### YOUR OBJECTIVE
Write out the listing below in full and exactly, leaving out every picture.

* Start *

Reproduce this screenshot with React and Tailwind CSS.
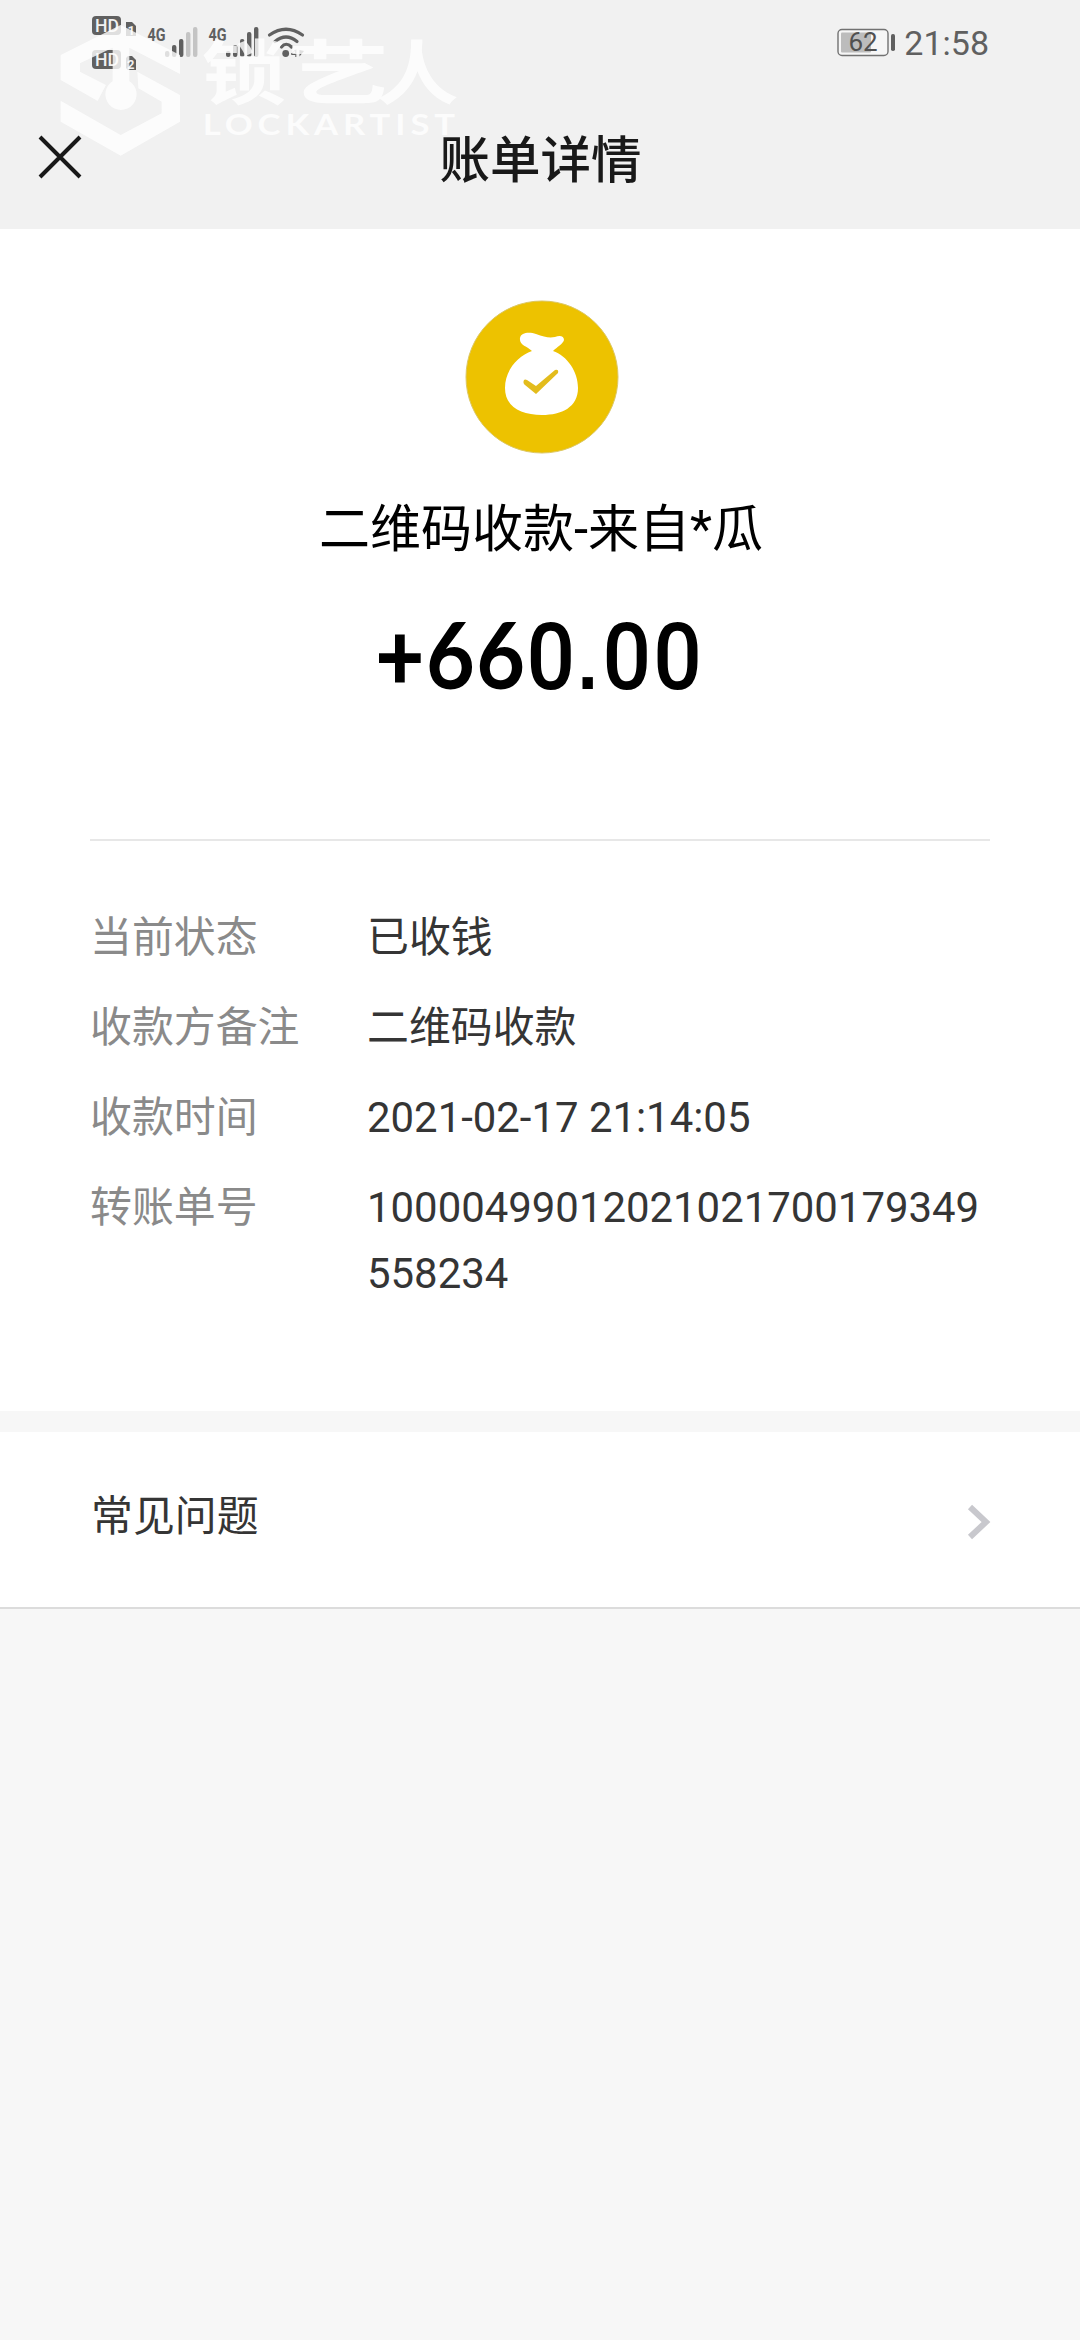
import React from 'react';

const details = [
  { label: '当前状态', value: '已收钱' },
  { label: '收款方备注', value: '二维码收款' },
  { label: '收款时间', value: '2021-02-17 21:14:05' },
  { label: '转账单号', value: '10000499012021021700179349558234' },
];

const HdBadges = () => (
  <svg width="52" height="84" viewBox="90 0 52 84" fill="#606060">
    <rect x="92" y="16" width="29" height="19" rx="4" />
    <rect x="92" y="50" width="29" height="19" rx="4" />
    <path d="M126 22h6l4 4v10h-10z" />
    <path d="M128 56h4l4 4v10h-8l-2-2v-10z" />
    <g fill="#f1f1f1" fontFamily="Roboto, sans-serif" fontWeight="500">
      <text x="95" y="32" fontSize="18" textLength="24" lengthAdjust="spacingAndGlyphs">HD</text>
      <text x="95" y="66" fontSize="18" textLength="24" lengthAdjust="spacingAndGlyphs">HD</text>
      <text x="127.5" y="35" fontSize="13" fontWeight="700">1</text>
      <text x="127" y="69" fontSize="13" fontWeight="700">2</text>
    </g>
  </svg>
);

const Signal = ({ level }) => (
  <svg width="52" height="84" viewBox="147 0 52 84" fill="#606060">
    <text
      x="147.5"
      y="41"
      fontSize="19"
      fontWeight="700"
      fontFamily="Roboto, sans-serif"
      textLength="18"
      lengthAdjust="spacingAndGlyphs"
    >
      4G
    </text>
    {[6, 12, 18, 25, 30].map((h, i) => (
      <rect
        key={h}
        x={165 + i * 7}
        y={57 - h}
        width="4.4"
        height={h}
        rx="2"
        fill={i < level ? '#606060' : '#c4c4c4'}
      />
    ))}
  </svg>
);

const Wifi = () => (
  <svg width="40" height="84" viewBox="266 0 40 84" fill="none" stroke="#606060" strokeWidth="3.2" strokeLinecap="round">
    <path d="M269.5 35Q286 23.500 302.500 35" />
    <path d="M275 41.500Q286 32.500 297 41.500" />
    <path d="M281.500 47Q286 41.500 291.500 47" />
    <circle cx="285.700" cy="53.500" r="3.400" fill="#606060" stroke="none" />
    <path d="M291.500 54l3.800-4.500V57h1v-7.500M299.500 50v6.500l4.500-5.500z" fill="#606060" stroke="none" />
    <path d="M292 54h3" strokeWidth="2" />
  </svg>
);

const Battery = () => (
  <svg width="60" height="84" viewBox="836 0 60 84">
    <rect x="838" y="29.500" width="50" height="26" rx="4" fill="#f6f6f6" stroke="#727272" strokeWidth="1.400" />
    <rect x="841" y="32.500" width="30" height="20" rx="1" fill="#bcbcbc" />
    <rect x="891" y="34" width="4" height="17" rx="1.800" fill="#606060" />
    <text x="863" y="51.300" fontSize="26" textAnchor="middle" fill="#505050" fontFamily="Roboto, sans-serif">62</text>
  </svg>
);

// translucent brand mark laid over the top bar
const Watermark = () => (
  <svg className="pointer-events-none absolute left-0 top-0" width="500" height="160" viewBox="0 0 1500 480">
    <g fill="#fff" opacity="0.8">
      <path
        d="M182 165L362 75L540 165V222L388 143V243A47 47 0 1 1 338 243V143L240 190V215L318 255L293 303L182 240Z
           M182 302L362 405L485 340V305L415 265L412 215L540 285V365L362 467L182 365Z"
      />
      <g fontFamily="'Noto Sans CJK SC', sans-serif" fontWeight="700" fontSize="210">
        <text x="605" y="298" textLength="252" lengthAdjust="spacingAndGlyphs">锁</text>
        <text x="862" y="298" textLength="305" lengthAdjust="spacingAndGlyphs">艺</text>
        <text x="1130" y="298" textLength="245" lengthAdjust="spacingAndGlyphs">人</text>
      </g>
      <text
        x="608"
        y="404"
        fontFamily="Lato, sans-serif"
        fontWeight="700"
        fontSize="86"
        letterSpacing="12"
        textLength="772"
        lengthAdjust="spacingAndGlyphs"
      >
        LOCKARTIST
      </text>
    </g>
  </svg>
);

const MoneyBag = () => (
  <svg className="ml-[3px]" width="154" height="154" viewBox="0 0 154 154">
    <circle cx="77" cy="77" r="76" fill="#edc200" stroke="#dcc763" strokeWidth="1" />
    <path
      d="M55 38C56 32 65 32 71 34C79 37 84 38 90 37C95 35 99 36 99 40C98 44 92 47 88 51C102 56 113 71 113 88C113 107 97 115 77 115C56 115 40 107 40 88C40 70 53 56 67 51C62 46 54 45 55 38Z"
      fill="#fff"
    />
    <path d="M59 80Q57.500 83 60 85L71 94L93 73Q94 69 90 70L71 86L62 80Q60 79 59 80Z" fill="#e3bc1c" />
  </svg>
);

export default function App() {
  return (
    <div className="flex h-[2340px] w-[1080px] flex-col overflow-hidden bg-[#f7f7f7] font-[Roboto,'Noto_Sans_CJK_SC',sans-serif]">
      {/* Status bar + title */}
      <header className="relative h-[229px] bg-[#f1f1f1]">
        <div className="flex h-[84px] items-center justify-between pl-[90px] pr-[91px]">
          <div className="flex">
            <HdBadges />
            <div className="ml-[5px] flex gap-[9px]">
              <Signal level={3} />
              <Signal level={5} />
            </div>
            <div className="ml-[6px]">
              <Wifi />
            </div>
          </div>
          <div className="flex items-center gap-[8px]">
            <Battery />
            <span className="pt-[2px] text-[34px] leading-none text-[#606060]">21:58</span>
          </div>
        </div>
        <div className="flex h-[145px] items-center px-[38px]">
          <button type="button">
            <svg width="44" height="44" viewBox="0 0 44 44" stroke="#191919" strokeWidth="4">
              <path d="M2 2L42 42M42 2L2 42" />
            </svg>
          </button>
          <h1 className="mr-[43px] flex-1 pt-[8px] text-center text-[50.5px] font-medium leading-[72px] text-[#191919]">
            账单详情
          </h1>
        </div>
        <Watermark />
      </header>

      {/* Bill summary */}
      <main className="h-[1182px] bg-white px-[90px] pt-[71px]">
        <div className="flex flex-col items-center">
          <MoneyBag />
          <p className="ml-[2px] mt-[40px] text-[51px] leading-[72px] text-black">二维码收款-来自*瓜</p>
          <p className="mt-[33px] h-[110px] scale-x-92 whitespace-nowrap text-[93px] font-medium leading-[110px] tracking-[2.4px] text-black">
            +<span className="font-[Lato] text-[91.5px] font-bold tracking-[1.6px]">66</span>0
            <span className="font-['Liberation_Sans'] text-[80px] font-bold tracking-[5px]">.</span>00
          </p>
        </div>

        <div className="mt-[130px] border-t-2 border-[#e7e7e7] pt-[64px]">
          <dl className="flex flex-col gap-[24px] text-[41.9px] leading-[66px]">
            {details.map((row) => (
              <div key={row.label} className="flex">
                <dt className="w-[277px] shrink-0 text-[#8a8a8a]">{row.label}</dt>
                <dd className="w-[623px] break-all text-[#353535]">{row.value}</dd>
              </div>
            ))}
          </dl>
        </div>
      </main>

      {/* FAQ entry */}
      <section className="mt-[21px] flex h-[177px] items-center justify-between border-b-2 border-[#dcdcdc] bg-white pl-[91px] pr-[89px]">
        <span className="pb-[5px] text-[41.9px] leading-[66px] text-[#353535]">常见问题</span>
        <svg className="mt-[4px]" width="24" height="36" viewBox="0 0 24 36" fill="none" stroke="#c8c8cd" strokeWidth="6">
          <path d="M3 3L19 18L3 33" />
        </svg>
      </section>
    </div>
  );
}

* End *

### FINISHED TASK
Reproduce this screenshot with React and Tailwind CSS.
import React from 'react';

const details = [
  { label: '当前状态', value: '已收钱' },
  { label: '收款方备注', value: '二维码收款' },
  { label: '收款时间', value: '2021-02-17 21:14:05' },
  { label: '转账单号', value: '10000499012021021700179349558234' },
];

const HdBadges = () => (
  <svg width="52" height="84" viewBox="90 0 52 84" fill="#606060">
    <rect x="92" y="16" width="29" height="19" rx="4" />
    <rect x="92" y="50" width="29" height="19" rx="4" />
    <path d="M126 22h6l4 4v10h-10z" />
    <path d="M128 56h4l4 4v10h-8l-2-2v-10z" />
    <g fill="#f1f1f1" fontFamily="Roboto, sans-serif" fontWeight="500">
      <text x="95" y="32" fontSize="18" textLength="24" lengthAdjust="spacingAndGlyphs">HD</text>
      <text x="95" y="66" fontSize="18" textLength="24" lengthAdjust="spacingAndGlyphs">HD</text>
      <text x="127.5" y="35" fontSize="13" fontWeight="700">1</text>
      <text x="127" y="69" fontSize="13" fontWeight="700">2</text>
    </g>
  </svg>
);

const Signal = ({ level }) => (
  <svg width="52" height="84" viewBox="147 0 52 84" fill="#606060">
    <text
      x="147.5"
      y="41"
      fontSize="19"
      fontWeight="700"
      fontFamily="Roboto, sans-serif"
      textLength="18"
      lengthAdjust="spacingAndGlyphs"
    >
      4G
    </text>
    {[6, 12, 18, 25, 30].map((h, i) => (
      <rect
        key={h}
        x={165 + i * 7}
        y={57 - h}
        width="4.4"
        height={h}
        rx="2"
        fill={i < level ? '#606060' : '#c4c4c4'}
      />
    ))}
  </svg>
);

const Wifi = () => (
  <svg width="40" height="84" viewBox="266 0 40 84" fill="none" stroke="#606060" strokeWidth="3.2" strokeLinecap="round">
    <path d="M269.5 35Q286 23.500 302.500 35" />
    <path d="M275 41.500Q286 32.500 297 41.500" />
    <path d="M281.500 47Q286 41.500 291.500 47" />
    <circle cx="285.700" cy="53.500" r="3.400" fill="#606060" stroke="none" />
    <path d="M291.500 54l3.800-4.500V57h1v-7.500M299.500 50v6.500l4.500-5.500z" fill="#606060" stroke="none" />
    <path d="M292 54h3" strokeWidth="2" />
  </svg>
);

const Battery = () => (
  <svg width="60" height="84" viewBox="836 0 60 84">
    <rect x="838" y="29.500" width="50" height="26" rx="4" fill="#f6f6f6" stroke="#727272" strokeWidth="1.400" />
    <rect x="841" y="32.500" width="30" height="20" rx="1" fill="#bcbcbc" />
    <rect x="891" y="34" width="4" height="17" rx="1.800" fill="#606060" />
    <text x="863" y="51.300" fontSize="26" textAnchor="middle" fill="#505050" fontFamily="Roboto, sans-serif">62</text>
  </svg>
);

// translucent brand mark laid over the top bar
const Watermark = () => (
  <svg className="pointer-events-none absolute left-0 top-0" width="500" height="160" viewBox="0 0 1500 480">
    <g fill="#fff" opacity="0.8">
      <path
        d="M182 165L362 75L540 165V222L388 143V243A47 47 0 1 1 338 243V143L240 190V215L318 255L293 303L182 240Z
           M182 302L362 405L485 340V305L415 265L412 215L540 285V365L362 467L182 365Z"
      />
      <g fontFamily="'Noto Sans CJK SC', sans-serif" fontWeight="700" fontSize="210">
        <text x="605" y="298" textLength="252" lengthAdjust="spacingAndGlyphs">锁</text>
        <text x="862" y="298" textLength="305" lengthAdjust="spacingAndGlyphs">艺</text>
        <text x="1130" y="298" textLength="245" lengthAdjust="spacingAndGlyphs">人</text>
      </g>
      <text
        x="608"
        y="404"
        fontFamily="Lato, sans-serif"
        fontWeight="700"
        fontSize="86"
        letterSpacing="12"
        textLength="772"
        lengthAdjust="spacingAndGlyphs"
      >
        LOCKARTIST
      </text>
    </g>
  </svg>
);

const MoneyBag = () => (
  <svg className="ml-[3px]" width="154" height="154" viewBox="0 0 154 154">
    <circle cx="77" cy="77" r="76" fill="#edc200" stroke="#dcc763" strokeWidth="1" />
    <path
      d="M55 38C56 32 65 32 71 34C79 37 84 38 90 37C95 35 99 36 99 40C98 44 92 47 88 51C102 56 113 71 113 88C113 107 97 115 77 115C56 115 40 107 40 88C40 70 53 56 67 51C62 46 54 45 55 38Z"
      fill="#fff"
    />
    <path d="M59 80Q57.500 83 60 85L71 94L93 73Q94 69 90 70L71 86L62 80Q60 79 59 80Z" fill="#e3bc1c" />
  </svg>
);

export default function App() {
  return (
    <div className="flex h-[2340px] w-[1080px] flex-col overflow-hidden bg-[#f7f7f7] font-[Roboto,'Noto_Sans_CJK_SC',sans-serif]">
      {/* Status bar + title */}
      <header className="relative h-[229px] bg-[#f1f1f1]">
        <div className="flex h-[84px] items-center justify-between pl-[90px] pr-[91px]">
          <div className="flex">
            <HdBadges />
            <div className="ml-[5px] flex gap-[9px]">
              <Signal level={3} />
              <Signal level={5} />
            </div>
            <div className="ml-[6px]">
              <Wifi />
            </div>
          </div>
          <div className="flex items-center gap-[8px]">
            <Battery />
            <span className="pt-[2px] text-[34px] leading-none text-[#606060]">21:58</span>
          </div>
        </div>
        <div className="flex h-[145px] items-center px-[38px]">
          <button type="button">
            <svg width="44" height="44" viewBox="0 0 44 44" stroke="#191919" strokeWidth="4">
              <path d="M2 2L42 42M42 2L2 42" />
            </svg>
          </button>
          <h1 className="mr-[43px] flex-1 pt-[8px] text-center text-[50.5px] font-medium leading-[72px] text-[#191919]">
            账单详情
          </h1>
        </div>
        <Watermark />
      </header>

      {/* Bill summary */}
      <main className="h-[1182px] bg-white px-[90px] pt-[71px]">
        <div className="flex flex-col items-center">
          <MoneyBag />
          <p className="ml-[2px] mt-[40px] text-[51px] leading-[72px] text-black">二维码收款-来自*瓜</p>
          <p className="mt-[33px] h-[110px] scale-x-92 whitespace-nowrap text-[93px] font-medium leading-[110px] tracking-[2.4px] text-black">
            +<span className="font-[Lato] text-[91.5px] font-bold tracking-[1.6px]">66</span>0
            <span className="font-['Liberation_Sans'] text-[80px] font-bold tracking-[5px]">.</span>00
          </p>
        </div>

        <div className="mt-[130px] border-t-2 border-[#e7e7e7] pt-[64px]">
          <dl className="flex flex-col gap-[24px] text-[41.9px] leading-[66px]">
            {details.map((row) => (
              <div key={row.label} className="flex">
                <dt className="w-[277px] shrink-0 text-[#8a8a8a]">{row.label}</dt>
                <dd className="w-[623px] break-all text-[#353535]">{row.value}</dd>
              </div>
            ))}
          </dl>
        </div>
      </main>

      {/* FAQ entry */}
      <section className="mt-[21px] flex h-[177px] items-center justify-between border-b-2 border-[#dcdcdc] bg-white pl-[91px] pr-[89px]">
        <span className="pb-[5px] text-[41.9px] leading-[66px] text-[#353535]">常见问题</span>
        <svg className="mt-[4px]" width="24" height="36" viewBox="0 0 24 36" fill="none" stroke="#c8c8cd" strokeWidth="6">
          <path d="M3 3L19 18L3 33" />
        </svg>
      </section>
    </div>
  );
}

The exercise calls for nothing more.